MAPLE PLAIN, Minn.—Amid the ongoing COVID-19 pandemic, medical device designers and manufacturers are finding it's critical to stay flexible to their customers' changing demand in order to get products to market quickly.
Because of continuing supply chain struggles, "that's something that's not going to stop," Gurvinder Singh, director of global product management at Maple Plain-based prototype and digital manufacturing specialist Proto Labs' injection molding division, told Plastics News.
Before the pandemic began, demand for diagnostics components was already rising, Singh said. "I think that's a trend we're going to continue to see."
Over the last year, Proto Labs, which generally works in smaller volume sizes, produced somewhere between 4 million and 5 million parts for at-home COVID-19 testing kits.
Normally, the company keeps capacity open for "urgent needs," Singh said.

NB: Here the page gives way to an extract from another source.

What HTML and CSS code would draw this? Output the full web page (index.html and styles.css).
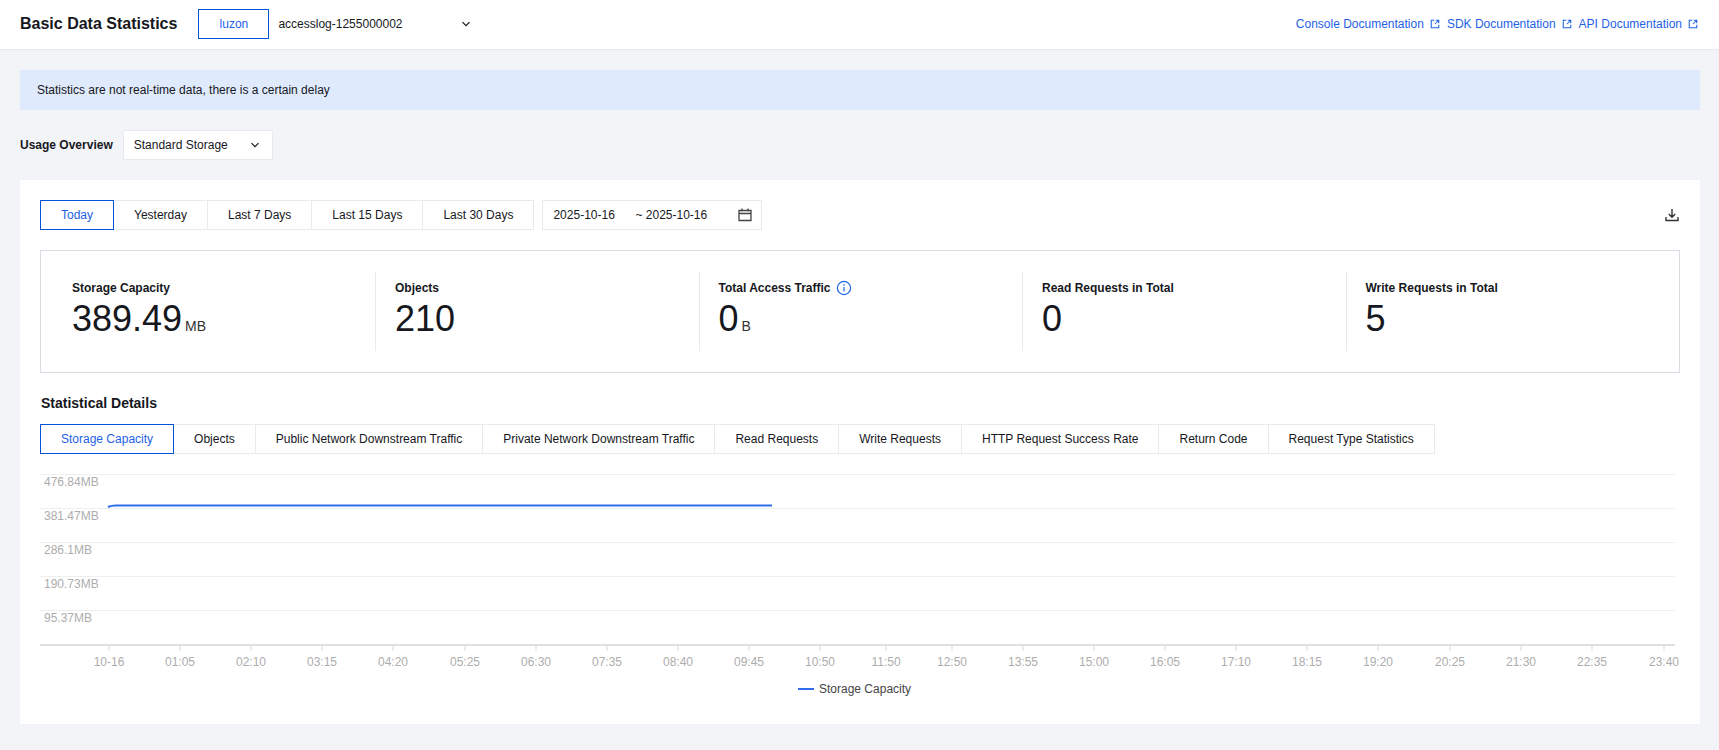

When the pandemic began in 2020, "all the molders were already busy because they had orders. We were not," he said.
Proto Labs made ventilator parts in the early days of the pandemic, with a short lead time to market. That speed attracted and kept on diagnostics customers, Singh said.
When demand for other medical devices used for elective surgeries and other new product development slowed, the company scaled to a much higher volume to get the diagnostic parts to mass production. "We tied up a lot of our capacity helping them ramp up," he said.